I think I've saved their marriage. Finally. I know how to play the game. :] I'm happy that they are finally working things out. but the way it got there wasn't the best, but there is no looking back now.
Read 0 comments

LETS GO LIFE...

about 18 days. Holy shit, thank god. Not looking forward to my birthday, par say.. but I am looking forward to being 18. Today has been interesting, my mind set (as you probably noticed through past posts from today) has just been FED UP. I am fed up with the pathetic public school system, there is nothing more I want then to go to College. More than ANYTHING at this point. I Want to live on my own, preferably with her. Lisa makes super notes, with sweet notes in them. I am just ready to grow up, and start my life and I am tired of people looking at me like I am a child.
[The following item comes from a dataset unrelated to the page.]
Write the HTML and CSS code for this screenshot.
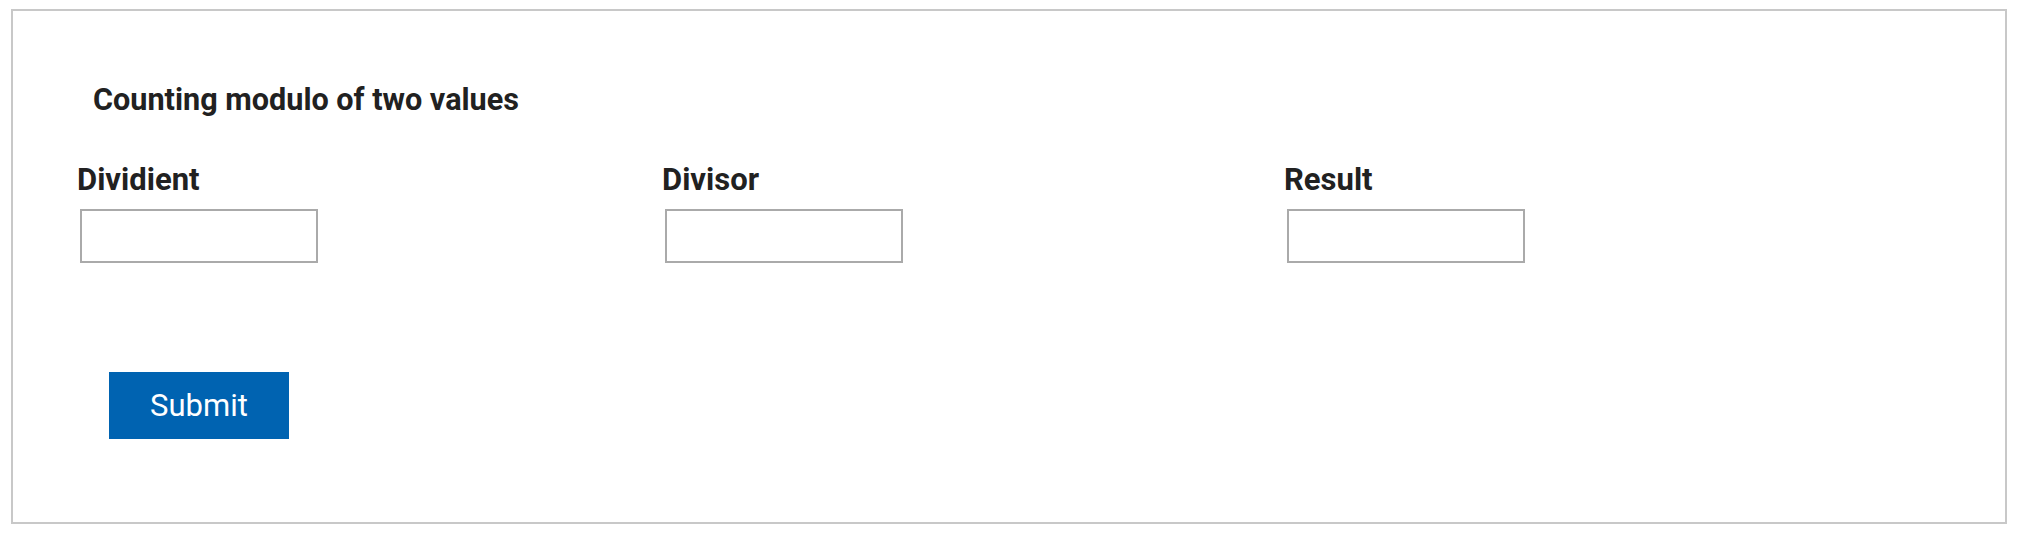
FILE: index.html
```html
<!DOCTYPE html>
<html lang="en">
<head>
<meta charset="utf-8">
<title>Counting modulo of two values</title>
<link rel="stylesheet" href="styles.css">
</head>
<body>
<div class="card">
  <h2 class="title">Counting modulo of two values</h2>
  <div class="fields">
    <div class="field">
      <label class="label" for="dividient">Dividient</label>
      <input class="input" id="dividient" type="text">
    </div>
    <div class="field">
      <label class="label" for="divisor">Divisor</label>
      <input class="input" id="divisor" type="text">
    </div>
    <div class="field">
      <label class="label" for="result">Result</label>
      <input class="input" id="result" type="text">
    </div>
  </div>
  <button class="submit" type="button">Submit</button>
</div>
</body>
</html>
```

FILE: styles.css
```css
html, body {
  margin: 0;
  padding: 0;
  background: #ffffff;
}

body {
  font-family: Roboto, "Liberation Sans", Arial, sans-serif;
  color: #212121;
}

.card {
  box-sizing: border-box;
  margin: 9px 13px 0 11px;
  height: 515px;
  border: 2px solid #c8c8c8;
  display: flex;
  flex-direction: column;
  align-items: flex-start;
}

.title {
  margin: 71px 0 0 80px;
  font-size: 30.6px;
  line-height: 36px;
  font-weight: 700;
}

.fields {
  display: grid;
  grid-template-columns: 585px 622px 1fr;
  align-self: stretch;
  margin: 44px 0 0 64px;
}

.field {
  display: flex;
  flex-direction: column;
  align-items: flex-start;
}

.label {
  font-size: 31px;
  line-height: 36px;
  font-weight: 700;
}

.input {
  box-sizing: border-box;
  width: 238px;
  height: 54px;
  margin: 11px 0 0 3px;
  border: 2px solid #aaaaaa;
  border-radius: 0;
  background: #ffffff;
  padding: 0 8px;
  font-family: inherit;
  font-size: 24px;
  outline: none;
}

.submit {
  box-sizing: border-box;
  width: 180px;
  height: 67px;
  margin: 109px 0 0 96px;
  border: 0;
  border-radius: 0;
  background: #0063b1;
  color: #ffffff;
  font-family: inherit;
  font-size: 31px;
  font-weight: 400;
  padding: 0;
  cursor: pointer;
}
```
I work, I go to school, I drive, I have responsibility's. Please, take notice in that before you assume I don't know anything about anything. You know? Feeling kind of anxious, and I think Lisa is too. We are both ready for something bigger in our life. This petty high school shit is too overwhelming and ignorantly tiresome.
Read 0 comments

Juno

"The best thing you can do is to find a person who loves you for exactly who you are. Good mood, bad mood, ugly, pretty, handsome, what-have-you...the right person will still think that the sun shines out your ass. That's the kind of person that's worth sticking with." I just saw this on someone elses Sitdiary, it is from the movie Juno, which is an awesome movie. This quote is so true too, I just thought I would share. :D
Read 2 comments

Untitled

School. Schoolschoolschoolschoolschool.... So tired of this fucking bull shit. I can't wait to be out of the public school system. I want it to be just work, for awhile anyway...then Clark...but yeah... I like it when I just have to worry about work, and when I get to see Lisa next. It's nice. I can't wait until summer. :D
Read 0 comments

Untitled

I still can't believe she did that. not the best day for me. Work was great though. Eh,nothing else, really. I'm kinda realizing that I don't really like people, but at the same time I do. Weird.